Startups and small businesses might discount their exposure to cyber liability issues because they do not have the depth and volume of information that is maintained by larger and more established companies. Verizon’s 2013 Data Breach Investigation report, however, contradicts this perception. A key finding in that report indicates that almost two thirds of all data breach attacks are aimed at small businesses.
For a variety of reasons, almost 90% of all startup businesses fail within their first year. A startup can control many of the causes of failure, including procuring cyber risks insurance to protect against financial losses associated with a data breach attack. Startups can enact other policies and procedures to ward off a business failure, including:
- Establish guidelines for data sharing between personal and business devices that employees use to access the startup’s network.

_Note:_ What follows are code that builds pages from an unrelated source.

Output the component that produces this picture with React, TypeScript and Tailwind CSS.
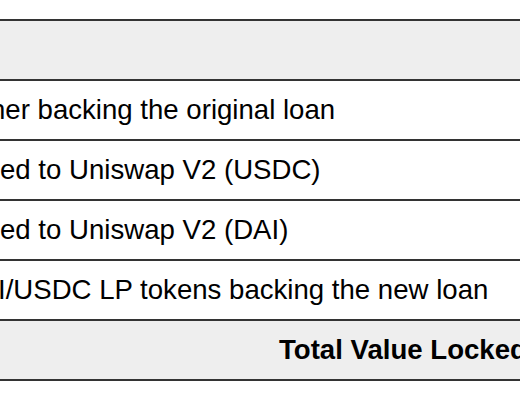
import React from 'react';

// visible slice of each row; offset = how far the cell text is scrolled off the left edge
const rows = [
  { text: 'her backing the original loan', offset: 'ml-[-10px]' },
  { text: 'ed to Uniswap V2 (USDC)', offset: 'ml-[0px]' },
  { text: 'ed to Uniswap V2 (DAI)', offset: 'ml-[0px]' },
  { text: 'I/USDC LP tokens backing the new loan', offset: 'ml-[-2px]' },
];

export default function App() {
  return (
    <div className="w-[520px] h-[400px] overflow-hidden bg-white pt-[19px] font-['Liberation_Sans',Arial,sans-serif] text-[27.6px] text-black">
      <div className="border-t-2 border-[#333]">
        {/* header */}
        <div className="h-[60px] border-b-2 border-[#333] bg-[#eeeeee]" />
        {rows.map((row, i) => (
          <div key={i} className="h-[60px] border-b-2 border-[#333] bg-white flex items-center overflow-hidden whitespace-nowrap">
            <span className={`shrink-0 ${row.offset}`}>{row.text}</span>
          </div>
        ))}
        {/* total */}
        <div className="h-[60px] border-b-2 border-[#333] bg-[#eeeeee] flex items-center overflow-hidden whitespace-nowrap">
          <span className="shrink-0 ml-[279px] font-bold">Total Value Locked</span>
        </div>
      </div>
    </div>
  );
}
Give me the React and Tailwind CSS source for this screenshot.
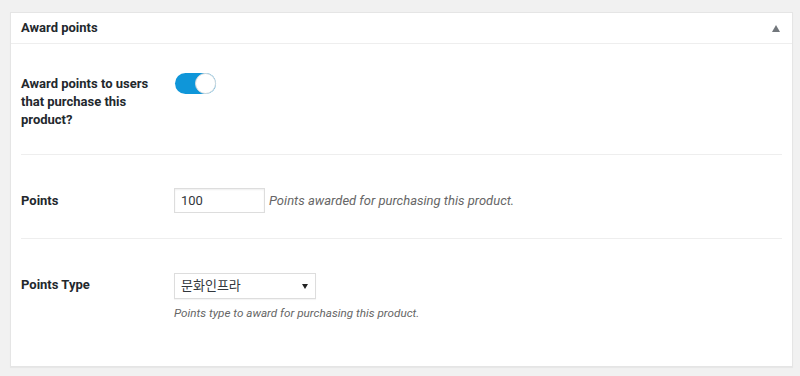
import React from "react";

export default function App() {
  return (
    <div
      className="min-h-[376px] w-[800px] bg-[#f1f1f1] pt-[12px] pl-[10px] pr-[7px] pb-[8px] text-[#23282d]"
      style={{ fontFamily: 'Roboto, "Noto Sans CJK KR", sans-serif' }}
    >
      <div className="border border-[#e5e5e5] bg-white shadow-[0_1px_1px_rgba(0,0,0,0.04)]">
        <div className="flex h-[31px] items-center justify-between border-b border-[#eeeeee] pl-[10px] pr-[12px]">
          <h2 className="text-[13px] font-bold">Award points</h2>
          <svg width="8" height="7" viewBox="0 0 8 7">
            <polygon points="4,0 8,7 0,7" fill="#72777c" />
          </svg>
        </div>

        <div className="px-[10px]">
          <div className="flex border-b border-[#eeeeee] pt-[29px] pb-[25px]">
            <div className="mt-[2px] w-[154px] text-[13px] font-bold leading-[18px]">
              Award points to users
              <br />
              that purchase this
              <br />
              product?
            </div>
            <button className="relative h-[21px] w-[41px] rounded-full bg-[#0f96d9]">
              <span className="absolute right-0 top-0 h-[21px] w-[21px] rounded-full border border-[#dddddd] bg-white" />
            </button>
          </div>

          <div className="flex items-center border-b border-[#eeeeee] pt-[33px] pb-[25px]">
            <div className="w-[153px] text-[13px] font-bold">Points</div>
            <input
              defaultValue="100"
              className="h-[25px] w-[91px] border border-[#dddddd] px-[6px] text-[13px] text-[#32373c] shadow-[inset_0_1px_2px_rgba(0,0,0,0.07)] outline-none"
            />
            <span className="ml-[4px] text-[13px] italic text-[#666666]">
              Points awarded for purchasing this product.
            </span>
          </div>

          <div className="flex pt-[34px] pb-[43px]">
            <div className="w-[153px] pt-[3px] text-[13px] font-bold leading-[18px]">
              Points Type
            </div>
            <div>
              <div className="flex h-[26px] w-[142px] items-center justify-between border border-[#dddddd] pl-[6px] pr-[7px] text-[13px] text-[#32373c] shadow-[0_1px_1px_rgba(0,0,0,0.04)]">
                <span>문화인프라</span>
                <svg width="6" height="6" viewBox="0 0 6 6">
                  <polygon points="0,1 6,1 3,6" fill="#222" />
                </svg>
              </div>
              <p className="mt-[6px] text-[11.7px] italic text-[#666666]">
                Points type to award for purchasing this product.
              </p>
            </div>
          </div>
        </div>
      </div>
    </div>
  );
}
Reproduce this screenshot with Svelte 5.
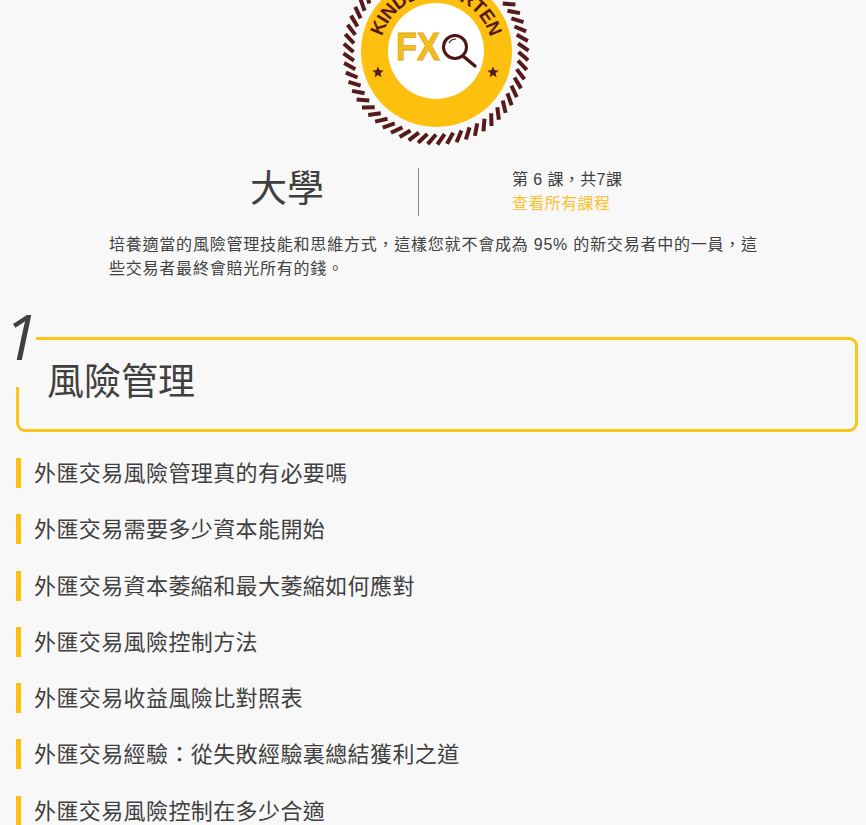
<script>
	const lessons = [
		'外匯交易風險管理真的有必要嗎',
		'外匯交易需要多少資本能開始',
		'外匯交易資本萎縮和最大萎縮如何應對',
		'外匯交易風險控制方法',
		'外匯交易收益風險比對照表',
		'外匯交易經驗：從失敗經驗裏總結獲利之道',
		'外匯交易風險控制在多少合適'
	];

	// rope around the badge: short slanted strokes on a ring
	const cx = 436;
	const cy = 52;
	const rope = [];
	for (let i = 0; i < 60; i++) {
		const a = (i / 60) * Math.PI * 2;
		const b = a + 0.09;
		rope.push({
			x1: cx + Math.cos(a) * 82.5,
			y1: cy + Math.sin(a) * 82.5,
			x2: cx + Math.cos(b) * 92.5,
			y2: cy + Math.sin(b) * 92.5
		});
	}
</script>

<div class="page">
	<div class="logo">
		<svg width="200" height="150" viewBox="336 0 200 150">
			<defs>
				<path id="arc" d="M 380 52 A 56 56 0 0 1 492 52" />
			</defs>
			{#each rope as r}
				<line x1={r.x1} y1={r.y1} x2={r.x2} y2={r.y2} stroke="#561a1c" stroke-width="4" />
			{/each}
			<circle cx="436.5" cy="51.5" r="75.5" fill="#fdc00f" />
			<circle cx="436" cy="51" r="48" fill="#fff" />
			<text class="ring-text" text-anchor="middle">
				<textPath href="#arc" startOffset="50%">KINDERGARTEN</textPath>
			</text>
			<text x="396" y="60" class="fx" textLength="44" lengthAdjust="spacingAndGlyphs">FX</text>
			<circle cx="455" cy="47" r="11.5" fill="none" stroke="#4c1416" stroke-width="3" />
			<path d="M 463 56 L 475 66" stroke="#4c1416" stroke-width="3.4" stroke-linecap="round" />
			<path d="M 449 43 Q 451 39 456 39" fill="none" stroke="#4c1416" stroke-width="1.2" />
			<polygon points="378,66.5 379.6,70.3 383.6,70.6 380.5,73.2 381.5,77.2 378,75 374.5,77.2 375.5,73.2 372.4,70.6 376.4,70.3" fill="#561a1c" />
			<polygon points="493,66.5 494.6,70.3 498.6,70.6 495.5,73.2 496.5,77.2 493,75 489.5,77.2 490.5,73.2 487.4,70.6 491.4,70.3" fill="#561a1c" />
		</svg>
	</div>

	<div class="level">
		<h1>大學</h1>
		<div class="level-info">
			<div>第 6 課，共7課</div>
			<div class="all">查看所有課程</div>
		</div>
	</div>

	<p class="desc">培養適當的風險管理技能和思維方式，這樣您就不會成為 95% 的新交易者中的一員，這些交易者最終會賠光所有的錢。</p>

	<div class="section">
		<span class="patch"></span>
		<span class="num">1</span>
		<h2>風險管理</h2>
	</div>

	<ul>
		{#each lessons as lesson}
			<li>{lesson}</li>
		{/each}
	</ul>
</div>

<style>
	:global(body) {
		background: #f8f8f8;
	}

	.page {
		height: 825px;
		overflow: hidden;
		color: #404040;
		font-family: "Liberation Sans", "Noto Sans CJK TC", sans-serif;
	}

	.logo {
		padding-left: 6px;
	}

	.logo svg {
		display: block;
		margin: 0 auto;
	}

	.ring-text {
		font: bold 19px "Liberation Sans", sans-serif;
		letter-spacing: -0.7px;
		fill: #561a1c;
	}

	.fx {
		font: bold 38px "Liberation Sans", sans-serif;
		fill: #f5bd1c;
		stroke: #dca50c;
		stroke-width: 0.8;
	}

	.level {
		display: flex;
		align-items: stretch;
		margin: 18px 0 0 156px;
		height: 48px;
	}

	h1 {
		width: 262px;
		margin: 0;
		font-size: 37px;
		font-weight: 400;
		line-height: 44px;
		text-align: center;
	}

	.level-info {
		padding-left: 93px;
		border-left: 1px solid #8c8c8c;
		font-size: 16px;
		line-height: 24px;
		letter-spacing: 0.4px;
	}

	.all {
		color: #fdc02f;
	}

	.desc {
		width: 660px;
		margin: 17px 0 0 109px;
		font-size: 16px;
		line-height: 24px;
		letter-spacing: 0.78px;
	}

	.section {
		position: relative;
		box-sizing: border-box;
		height: 95px;
		margin: 56px 8px 0 16px;
		padding: 19px 0 0 28px;
		border: 3px solid #fdc316;
		border-radius: 9px;
	}

	.patch {
		position: absolute;
		left: -3px;
		top: -3px;
		width: 20px;
		height: 50px;
		background: #f8f8f8;
	}

	.num {
		position: absolute;
		left: -15px;
		top: -35px;
		font-family: "Open Sans", sans-serif;
		font-size: 62px;
		font-style: italic;
		line-height: 62px;
	}

	h2 {
		margin: 0;
		font-size: 37px;
		font-weight: 400;
		line-height: 48px;
	}

	ul {
		margin: 26px 0 0 16px;
		padding: 0;
		list-style: none;
	}

	li {
		height: 30px;
		margin-bottom: 26.3px;
		padding-left: 13px;
		border-left: 5px solid #fdc00f;
		font-size: 22px;
		line-height: 32px;
		letter-spacing: 0.4px;
	}
</style>
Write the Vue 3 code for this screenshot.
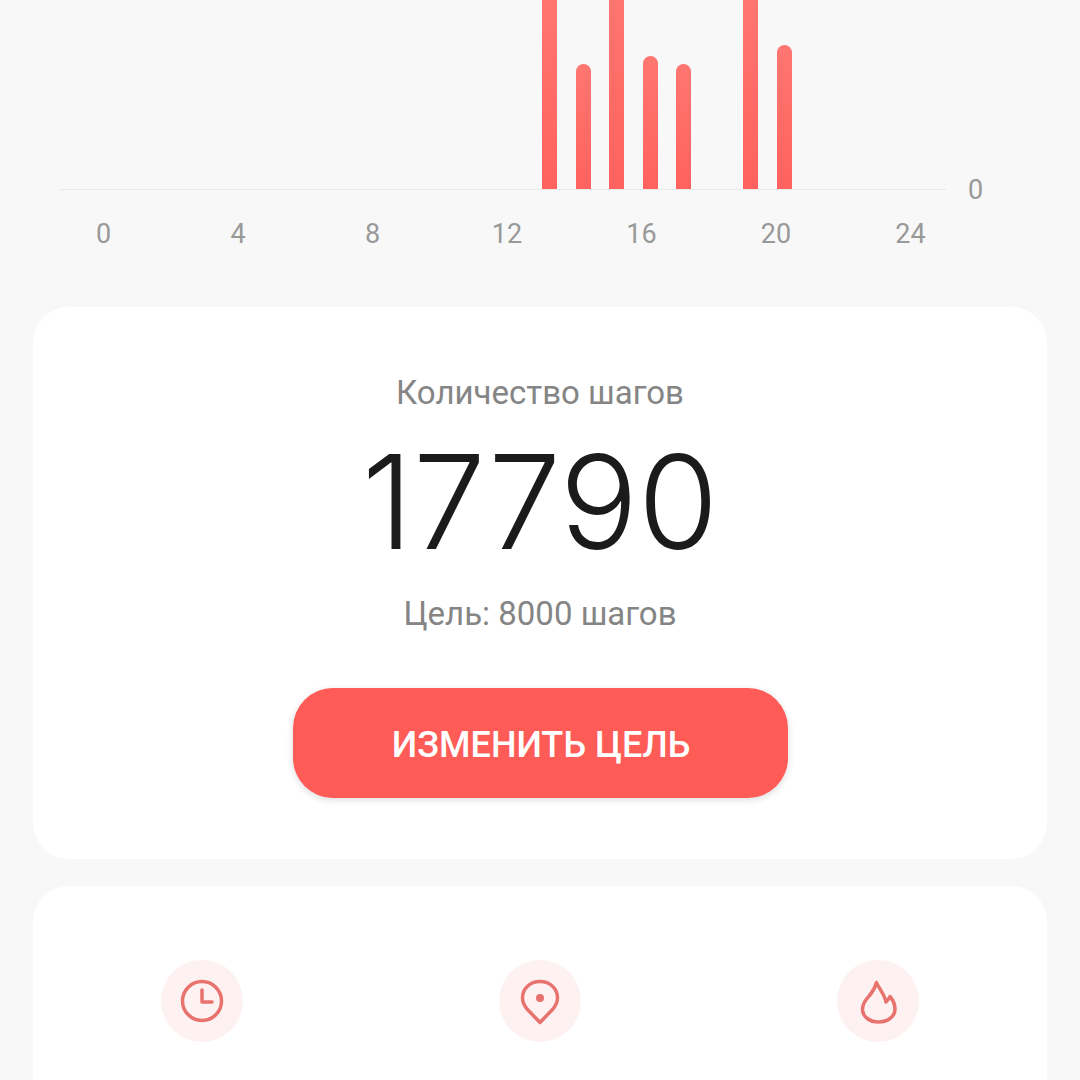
<script setup>
const bars = [
  0, 0, 0, 0, 0, 0, 0, 0, 0, 0, 0, 0, 0,
  200, 125, 200, 133, 125, 0, 200, 144, 0, 0, 0,
]
const hours = [0, 4, 8, 12, 16, 20, 24]
</script>

<template>
  <div class="page">
    <section class="chart">
      <div class="plot-row">
        <div class="plot">
          <div v-for="(h, i) in bars" :key="i" class="slot">
            <div v-if="h" class="bar" :style="{ height: h + 'px' }"></div>
          </div>
        </div>
        <span class="zero">0</span>
      </div>
      <div class="hours">
        <span v-for="h in hours" :key="h" class="hour">{{ h }}</span>
      </div>
    </section>

    <section class="card goal">
      <div class="goal-title">Количество шагов</div>
      <div class="goal-value">17790</div>
      <div class="goal-sub">Цель: 8000 шагов</div>
      <button class="goal-btn">ИЗМЕНИТЬ ЦЕЛЬ</button>
    </section>

    <section class="card stats">
      <div class="stat">
        <svg class="ico" viewBox="0 0 82 82" fill="none">
          <circle cx="41" cy="41" r="19.5" />
          <path d="M41 30V42H51" />
        </svg>
      </div>
      <div class="stat">
        <svg class="ico" viewBox="0 0 82 82" fill="none">
          <path d="M41 62.5L28.5 49.5C25 45.5 23.5 42 23.5 38C23.5 28.5 31 21.5 41 21.5C51 21.5 58.5 28.5 58.5 38C58.5 42 57 45.5 53.5 49.5Z" />
          <circle class="dot" cx="41" cy="38" r="4" />
        </svg>
      </div>
      <div class="stat">
        <svg class="ico" viewBox="0 0 82 82" fill="none">
          <path d="M39.5 22.5C41.5 28 47 33 49 42C50.5 40.5 52 38.5 53 36.5C56 40 58 44 58 49C58 57 50 62 41.5 62C33 62 25.5 57 25.5 49C25.5 43 29 39.5 32.5 35.5C35.5 32 38 28 39.5 22.5Z" />
        </svg>
      </div>
    </section>
  </div>
</template>

<style scoped>
.page {
  width: 1080px;
  height: 1080px;
  overflow: hidden;
  background: #f8f8f8;
  font-family: Roboto, "Noto Sans", sans-serif;
}
.chart {
  height: 307px;
  padding-left: 60px;
  box-sizing: border-box;
}
.plot-row {
  display: flex;
  align-items: flex-end;
  height: 190px;
}
.plot {
  width: 886px;
  height: 190px;
  box-sizing: border-box;
  padding-left: 46px;
  display: flex;
  align-items: flex-end;
  border-bottom: 1px solid #e9e9e9;
}
.slot {
  width: 33.55px;
  flex: none;
}
.bar {
  width: 15px;
  border-radius: 7.5px 7.5px 0 0;
  background: linear-gradient(#ff7671, #ff625e);
}
.zero {
  margin-left: 22px;
  margin-bottom: -15px;
  line-height: 30px;
  font-size: 27px;
  color: #999;
}
.hours {
  display: flex;
  justify-content: space-between;
  width: 847px;
  margin: 29px 0 0 23.5px;
}
.hour {
  width: 40px;
  text-align: center;
  line-height: 30px;
  font-size: 27px;
  color: #999;
}
.card {
  width: 1014px;
  margin-left: 33px;
  background: #fff;
  border-radius: 36px;
}
.goal {
  height: 552px;
  box-sizing: border-box;
  padding-top: 67px;
  display: flex;
  flex-direction: column;
  align-items: center;
}
.goal-title {
  font-size: 33px;
  line-height: 38px;
  color: #858585;
}
.goal-value {
  margin-top: 15px;
  font-family: Inter, Roboto, sans-serif;
  font-size: 130px;
  font-weight: 300;
  line-height: 150px;
  color: #1b1b1b;
}
.goal-sub {
  margin-top: 18px;
  font-size: 33px;
  line-height: 38px;
  color: #858585;
}
.goal-btn {
  margin-top: 55px;
  width: 495px;
  height: 110px;
  border: none;
  border-radius: 40px;
  padding: 4px 0 0 2px;
  background: #ff5c58;
  color: #fff;
  font-family: inherit;
  font-size: 36px;
  font-weight: 500;
  box-shadow: 0 2px 7px rgba(0, 0, 0, 0.14);
}
.stats {
  margin-top: 27px;
  height: 300px;
  box-sizing: border-box;
  padding: 74px 128px 0;
  display: flex;
  justify-content: space-between;
  align-items: flex-start;
}
.stat {
  width: 82px;
  height: 82px;
  border-radius: 50%;
  background: #fdf2f1;
}
.ico {
  display: block;
  width: 82px;
  height: 82px;
  stroke: #e8736e;
  stroke-width: 3.5;
  stroke-linecap: round;
  stroke-linejoin: round;
}
.dot {
  fill: #e8736e;
  stroke: none;
}
</style>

A startup should carefully monitor and control its data security and encryption practices when it allows employees to use their own personal devices to connect to the company’s network. Those devices can pose a significant cyber attack risk, even to larger companies that have established robust data security procedures.
- Enforce effective data and privacy practices.
Data and privacy practices are an extension of personal device guidelines. Startups need to regularly monitor and analyze unusual data events, control applications and email, watch for inconsistencies in cloud data storage and web applications, and protect against malware incursions. Cash-starved startups might place a low priority on these tasks, but data or privacy losses can cost far in the long run and can be the primary contributor to a startup’s failure.
- Perform penetration tests.
Startups that do not have the resources to devote toward elaborate cyber security measures can perform regular penetration tests to simulate potential cyber attacks and to identify weaknesses in their networks. Penetration test components might include launching a series of phishing emails to determine how much information would be divulged by careless employees, or infecting networks with malware replicants to determine whether the networks would free up confidential data or other information in response to malicious code. A number of third parties offer relatively low-cost network penetration testing services.
- Create a data breach response plan.
A common axiom for all startups is to hope for the best but prepare for the worst. That preparation should include a data breach response plan that the startup can implement immediately upon detecting an unauthorized incursion into its network. A good plan will revolve around three priorities: understanding the startup’s data breach risk factors; assessing the type of information that the startup collects, uses, stores, and transmits; and developing the best incident response plan that incorporates those first two priorities. With respect to the first priority, a startup’s risk factors will typically involve its people, processes, and technology. Its information can run the gamut from superficial employee, customer, or vendor data, to detailed personal or medical files. Lastly, a good incident response plan will establish procedures to determine the data breach source, to assess the scope of the damage, to formulate response and protection plans going forward, and to resolve problems that arise with victims of the breach.
- Invest in Cyber Risk Insurance
No amount of controls can provide absolute protection against data losses and breaches of a startup’s networks. A startup that is the victim of a successful cyber attack will likely lose its clients, expose itself to ruinous lawsuits, and be faced with the embarrassing reality of having to communicate the situation with hard-won vendors and customers who placed their trust and faith in the startup. Insurance will not rebuild these relationships, but it will give the startup a financial safety net that it can use to begin the process of re-establishing itself as a trustworthy business partner.